The Hellshire Hills are one of Jamaica’s most aptly named regions. It's a designation that keeps crowds out and visitors confined to other parts of the island.
The area is lightly traveled, to say the least — in fact, except for hunters, locals gathering firewood and scientists, no one enters the Hellshire Hills.
Adventurous false starts, mon
That in and of itself appealed to us. My friend Matt and I planned to travel east from Mandeville, somehow reach the edge of the hills along the coast, and hike in as far as we could. After buying supplies in the crowded market, we were sardined into a minivan, headed for Spanish Town. We swung out of Mandeville, fishtailing onto the highway. We were off.

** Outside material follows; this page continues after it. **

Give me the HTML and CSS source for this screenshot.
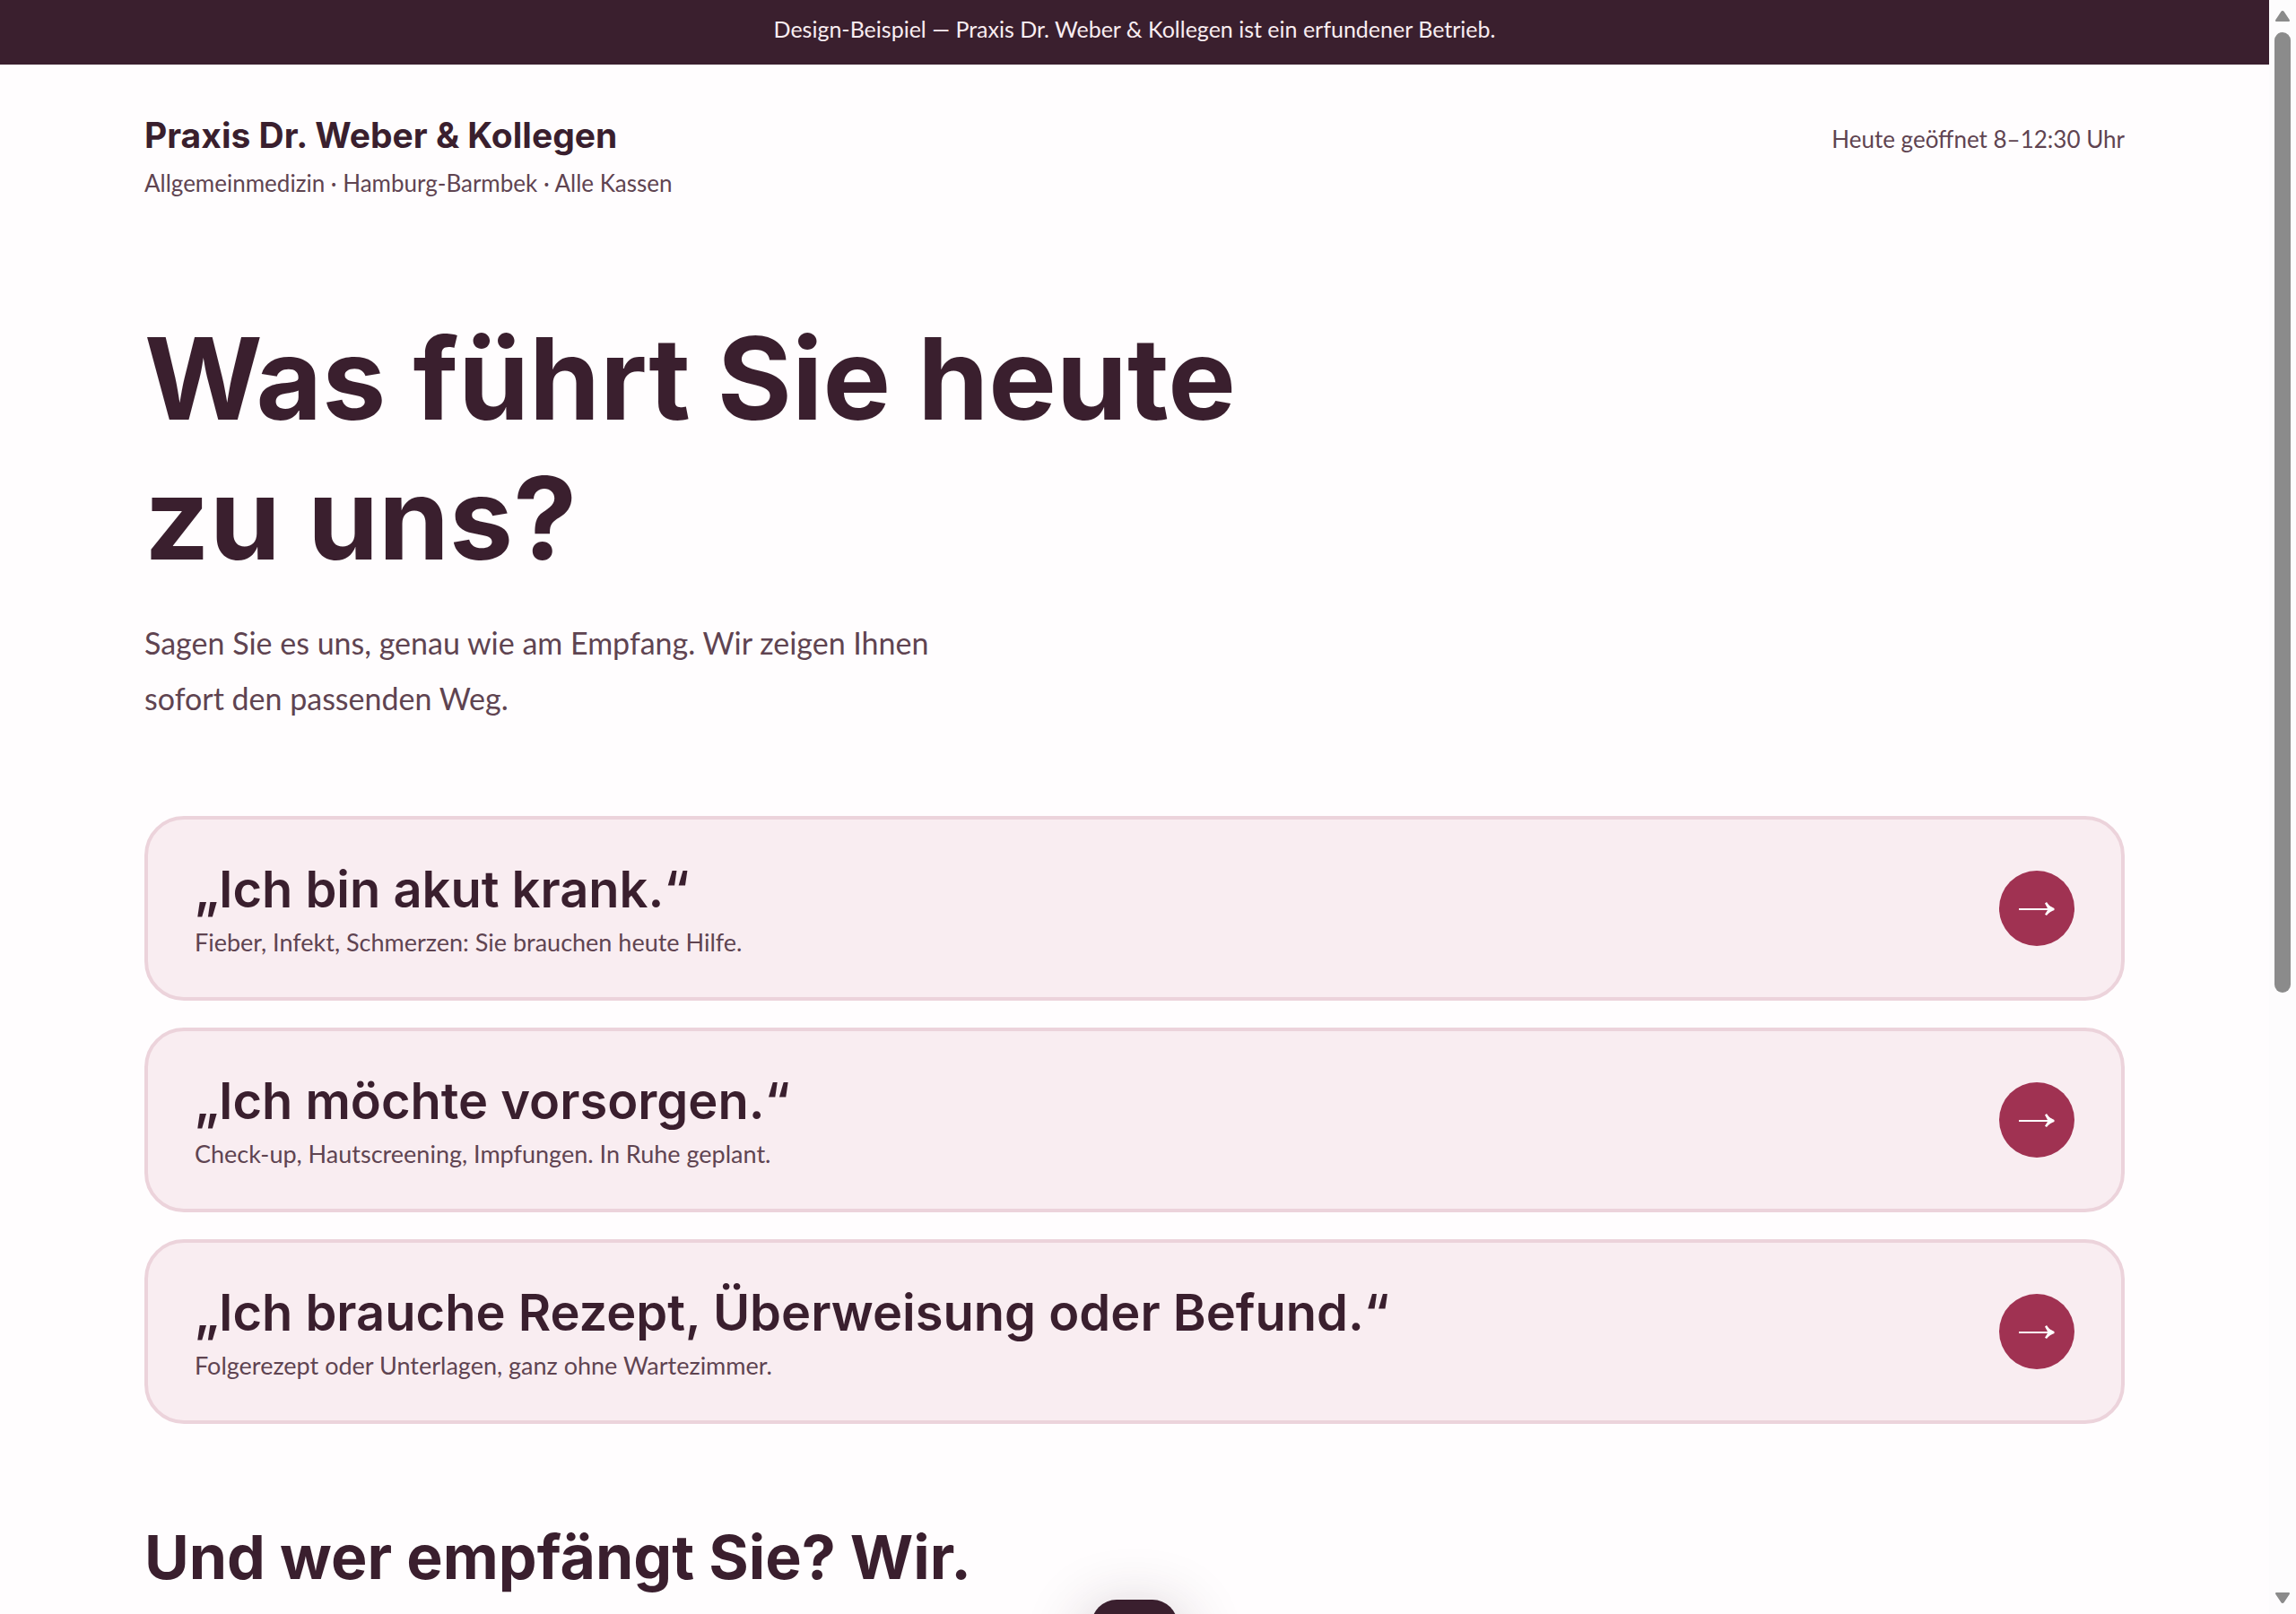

Our expedition came to an inglorious halt when the engine began to sputter five minutes later — smoke billowed from the hood, and 18 people filed out of the small door onto the narrow shoulder.
Other minivans with people’s faces involuntarily pressed against the windows raced by. With a "No problem, man” declaration and a quick phone call, 15 minutes later we squeezed into another van that pulled up.
Struck by The Cupid
Spanish Town, the former capital, had seen better days. From here, we headed toward the coast via Port Henderson and ended up on Fort Clarence Beach.
"Laid back" and "local color" best describe the area. Rough shacks line the beach, and a few hotels advertising hourly rates stand along the main road.
Up along the coast, we watched fishermen tending their nets and Rastafarians waiting out the afternoon heat. We grabbed a plate of spicy salt fish from one of many stands and watched the sunset across Kingston Harbour late in the afternoon.
After realizing that accommodations were scarce, we managed to get a room at The Cupid, paid for 12 hours, and settled in for the night.
More than meets the eye
Lying in the rain shadow of the Blue Mountains, the Hellshire Hills are the driest region in the country. A far cry from the lush cloud of rainforest, the vegetation here consists of low shrubs, cacti and thorns. Thickets stretch across limestone chiseled to sharp points by rare precipitation. It forms an inaccessible wilderness within the shadow of Kingston’s development, but doesn’t remain completely untouched.
Several housing and tourism schemes have largely failed, but unfinished buildings and roadbeds line the fringes of the area.
What looks like a desert at first is actually one of the most important refuges in the entire West Indies for flora and fauna unique to dry forests. The Jamaican iguana, which has the double distinction of being the largest native land animal in Jamaica and the rarest lizard in the world, survives only in the Hellshire Hills.
Look, ma, no maps!
Nearby Two Sisters Caves is also worth a visit. A wooden stairway leads below sea level, where it’s possible to see the remains of a petroglyph carved by the Arawak more than 1,000 years ago.
Without a map, guide or any reliable information, our plan was simple: Head west as far as we could go.
Our hike began in a developing suburb. Homes in various stages of non-completion stood atop the steep cliffs overlooking azure waters.
Eventually, we reached a gravel track leading into the arid hills. Thorn scrub clung to the steep slopes and 10-foot cacti grew along the ridges.
Two miles further, past several derelict cars rusting alongside the road and windblown trash clinging to the low shrubs, the real Hellshire Hills begin. An intractable landscape of boot-cutting limestone carved by precipitation, deep ravines and dense thickets, it wasn’t completely inhospitable: Birds thrived and lizards scurried between cracks.
The only possible route followed the rugged coast. We hiked across razor-sharp ribs of stone, across dramatic headlands jutting out to meet the waves rolling in from the south — blue crashing on gray, sending spouts of white into the blinding sky.
The sun was intense, but we pushed on for several miles. We rounded an especially steep promontory and stumbled upon a small crescent of white sand tucked between short cliffs. A small stand of mangroves clung to the shallows.
After a refreshing swim, rinsing the dust and sweat from the hike, we lounged in the sun and started our return trip with the cacti throwing long shadows on the darkening rock.